La crise que traversent les retraités ne se résume pas à une simple question budgétaire, elle met en jeu les fondements mêmes de la solidarité nationale. Dans une société où le vieillissement de la population est inéluctable, ignorer le sort des aînés reviendrait à fragiliser durablement le tissu social. Le respect et la dignité des personnes âgées doivent être placés au cœur des politiques publiques. Les discours officiels sur la justice sociale ou la protection des plus faibles ne peuvent avoir de sens que s’ils se traduisent par des mesures concrètes. Sans une réforme courageuse, le pays risque de voir grandir un sentiment d’abandon parmi ceux qui ont travaillé toute leur vie pour bâtir la Tunisie d’aujourd’hui.

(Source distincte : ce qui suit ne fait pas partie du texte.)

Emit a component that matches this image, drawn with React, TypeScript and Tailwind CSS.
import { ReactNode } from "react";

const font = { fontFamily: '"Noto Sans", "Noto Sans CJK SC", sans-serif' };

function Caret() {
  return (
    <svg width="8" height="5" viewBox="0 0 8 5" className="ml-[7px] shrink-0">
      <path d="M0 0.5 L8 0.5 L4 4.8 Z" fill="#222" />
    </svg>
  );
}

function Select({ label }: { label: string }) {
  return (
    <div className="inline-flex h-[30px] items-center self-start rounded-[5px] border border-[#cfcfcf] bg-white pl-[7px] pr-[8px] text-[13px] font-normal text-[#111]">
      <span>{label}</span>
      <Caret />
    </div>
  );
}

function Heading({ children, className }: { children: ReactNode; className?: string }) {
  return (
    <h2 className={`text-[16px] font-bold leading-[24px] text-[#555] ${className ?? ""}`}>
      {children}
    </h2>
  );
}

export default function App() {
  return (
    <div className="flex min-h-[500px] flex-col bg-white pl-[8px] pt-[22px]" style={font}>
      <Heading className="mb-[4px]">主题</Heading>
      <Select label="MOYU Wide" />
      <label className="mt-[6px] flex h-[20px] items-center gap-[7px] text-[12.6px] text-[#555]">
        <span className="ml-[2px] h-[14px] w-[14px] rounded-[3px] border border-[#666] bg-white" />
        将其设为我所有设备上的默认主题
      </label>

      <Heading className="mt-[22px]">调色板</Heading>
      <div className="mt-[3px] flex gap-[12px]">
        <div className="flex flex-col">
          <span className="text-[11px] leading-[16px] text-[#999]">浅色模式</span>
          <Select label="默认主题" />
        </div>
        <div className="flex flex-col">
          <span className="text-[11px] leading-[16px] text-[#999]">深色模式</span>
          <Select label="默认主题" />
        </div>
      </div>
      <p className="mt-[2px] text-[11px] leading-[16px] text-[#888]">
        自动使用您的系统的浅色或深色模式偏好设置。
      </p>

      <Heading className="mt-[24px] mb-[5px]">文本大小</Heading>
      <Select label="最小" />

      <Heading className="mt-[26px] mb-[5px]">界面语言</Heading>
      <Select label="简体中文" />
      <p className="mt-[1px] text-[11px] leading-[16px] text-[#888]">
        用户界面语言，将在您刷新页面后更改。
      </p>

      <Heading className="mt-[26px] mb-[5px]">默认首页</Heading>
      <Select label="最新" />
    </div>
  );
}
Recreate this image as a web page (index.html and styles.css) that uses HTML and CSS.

Le constat est clair : environ 700 000 retraités vivent aujourd’hui en Tunisie avec des pensions inférieures au SMIG, et donc dans une précarité incompatible avec la dignité humaine. Il ne s’agit pas d’un problème marginal, mais d’un défi majeur qui interpelle directement l’État et la société. Instaurer une pension minimale décente, améliorer la couverture sanitaire et alléger la charge fiscale des aînés sont autant de mesures urgentes et nécessaires. Plus largement, il s’agit de redonner à cette génération la place et la considération qu’elle mérite. La retraite ne devrait pas être un fardeau, mais une période de sérénité et de reconnaissance. Or, pour des centaines de milliers de Tunisiens, elle se résume aujourd’hui à un combat quotidien pour survivre. Répondre à cette situation n’est pas seulement un impératif économique, c’est avant tout une question de justice et d’humanité.